─── Provided information ───

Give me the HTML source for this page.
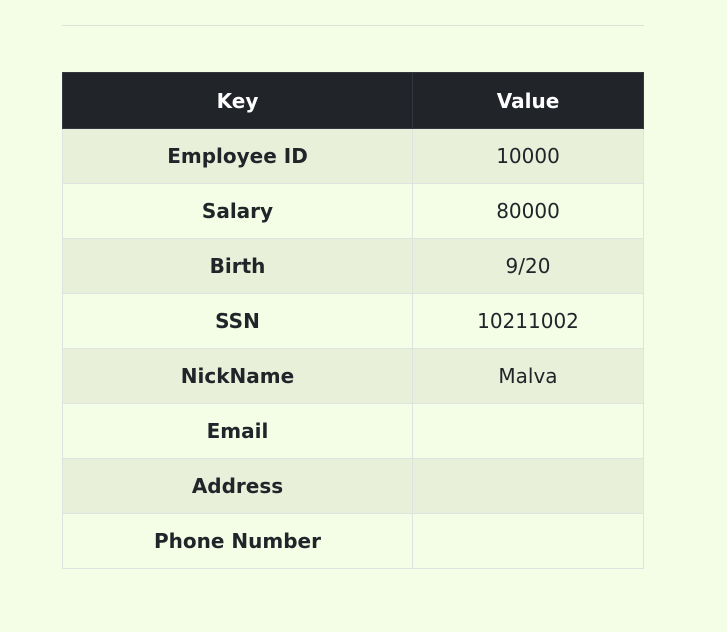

───
─── Provided information ───

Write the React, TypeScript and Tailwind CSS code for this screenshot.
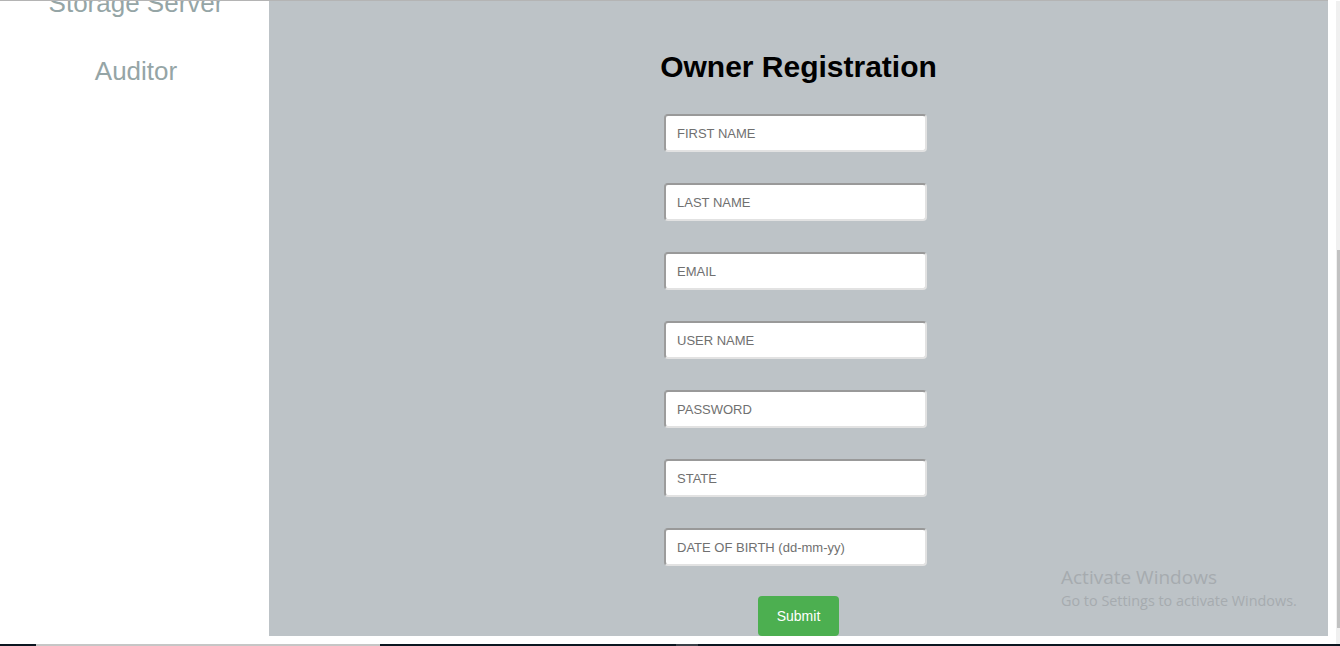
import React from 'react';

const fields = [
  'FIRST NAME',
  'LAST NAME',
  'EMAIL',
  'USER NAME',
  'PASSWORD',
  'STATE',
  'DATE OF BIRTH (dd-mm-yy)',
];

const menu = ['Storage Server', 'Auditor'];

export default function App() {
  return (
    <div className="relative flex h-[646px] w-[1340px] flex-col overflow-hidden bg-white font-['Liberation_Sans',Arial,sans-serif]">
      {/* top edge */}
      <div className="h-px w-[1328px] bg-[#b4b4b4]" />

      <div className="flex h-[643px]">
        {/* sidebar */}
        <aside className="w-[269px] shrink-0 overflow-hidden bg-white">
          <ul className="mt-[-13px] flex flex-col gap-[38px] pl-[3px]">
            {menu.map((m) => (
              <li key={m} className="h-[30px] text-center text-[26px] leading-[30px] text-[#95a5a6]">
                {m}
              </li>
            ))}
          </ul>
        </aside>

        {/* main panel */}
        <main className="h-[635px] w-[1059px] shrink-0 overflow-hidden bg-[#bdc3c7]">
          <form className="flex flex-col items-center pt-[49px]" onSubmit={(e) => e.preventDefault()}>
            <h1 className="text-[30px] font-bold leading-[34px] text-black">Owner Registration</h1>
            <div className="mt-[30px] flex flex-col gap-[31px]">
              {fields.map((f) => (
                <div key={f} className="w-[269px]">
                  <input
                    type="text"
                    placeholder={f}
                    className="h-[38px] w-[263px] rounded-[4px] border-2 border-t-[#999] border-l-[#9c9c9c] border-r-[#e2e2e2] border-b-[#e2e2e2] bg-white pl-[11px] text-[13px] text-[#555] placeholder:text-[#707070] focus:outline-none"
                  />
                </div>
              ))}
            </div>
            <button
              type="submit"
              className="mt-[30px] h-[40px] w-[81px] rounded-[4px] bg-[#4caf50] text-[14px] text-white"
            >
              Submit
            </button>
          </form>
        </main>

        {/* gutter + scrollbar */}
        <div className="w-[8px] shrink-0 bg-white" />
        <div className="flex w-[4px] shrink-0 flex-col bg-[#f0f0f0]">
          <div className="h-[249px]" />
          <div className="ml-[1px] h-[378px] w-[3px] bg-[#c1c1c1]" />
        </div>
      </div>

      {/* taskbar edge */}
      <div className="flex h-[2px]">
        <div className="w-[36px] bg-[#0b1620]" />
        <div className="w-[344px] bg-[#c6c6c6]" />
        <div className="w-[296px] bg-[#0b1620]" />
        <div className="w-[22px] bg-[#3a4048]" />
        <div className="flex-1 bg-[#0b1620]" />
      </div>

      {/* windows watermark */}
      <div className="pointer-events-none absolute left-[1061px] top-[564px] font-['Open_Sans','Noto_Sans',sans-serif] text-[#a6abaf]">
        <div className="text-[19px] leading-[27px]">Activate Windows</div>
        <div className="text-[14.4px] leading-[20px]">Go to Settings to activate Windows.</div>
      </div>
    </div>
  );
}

───
─── Provided information ───

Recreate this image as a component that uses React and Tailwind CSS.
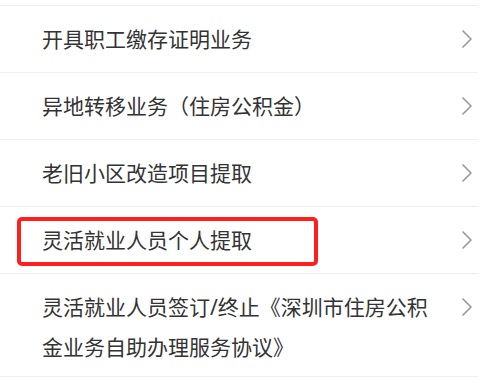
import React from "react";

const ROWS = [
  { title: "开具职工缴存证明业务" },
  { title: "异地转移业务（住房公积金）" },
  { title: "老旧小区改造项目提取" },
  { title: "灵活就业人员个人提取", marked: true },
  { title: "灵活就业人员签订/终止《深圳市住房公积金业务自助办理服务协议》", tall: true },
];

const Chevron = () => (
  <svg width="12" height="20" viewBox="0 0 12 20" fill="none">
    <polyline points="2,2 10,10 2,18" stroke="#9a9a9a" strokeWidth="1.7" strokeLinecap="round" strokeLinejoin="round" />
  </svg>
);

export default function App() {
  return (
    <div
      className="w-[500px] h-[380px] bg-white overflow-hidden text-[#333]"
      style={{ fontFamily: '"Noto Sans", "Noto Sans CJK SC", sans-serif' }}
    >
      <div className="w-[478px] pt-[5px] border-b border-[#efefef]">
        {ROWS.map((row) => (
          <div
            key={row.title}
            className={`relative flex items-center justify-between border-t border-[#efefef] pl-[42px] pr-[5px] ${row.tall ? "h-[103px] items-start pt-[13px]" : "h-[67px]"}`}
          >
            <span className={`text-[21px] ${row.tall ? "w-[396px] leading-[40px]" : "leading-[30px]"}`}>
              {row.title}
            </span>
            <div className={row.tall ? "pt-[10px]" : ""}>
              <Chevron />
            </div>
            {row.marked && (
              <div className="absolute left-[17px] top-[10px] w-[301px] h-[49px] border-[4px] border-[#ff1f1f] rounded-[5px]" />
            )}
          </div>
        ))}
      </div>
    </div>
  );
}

───

Short exercise:
Pictures are not part of the copy. Write out only the lines from the one containing "Write the React, TypeScript" through the one containing "const menu = ['Storage Server', 'Auditor'];", exactly as they stand, both included.

Result of the task:
Write the React, TypeScript and Tailwind CSS code for this screenshot.
import React from 'react';

const fields = [
  'FIRST NAME',
  'LAST NAME',
  'EMAIL',
  'USER NAME',
  'PASSWORD',
  'STATE',
  'DATE OF BIRTH (dd-mm-yy)',
];

const menu = ['Storage Server', 'Auditor'];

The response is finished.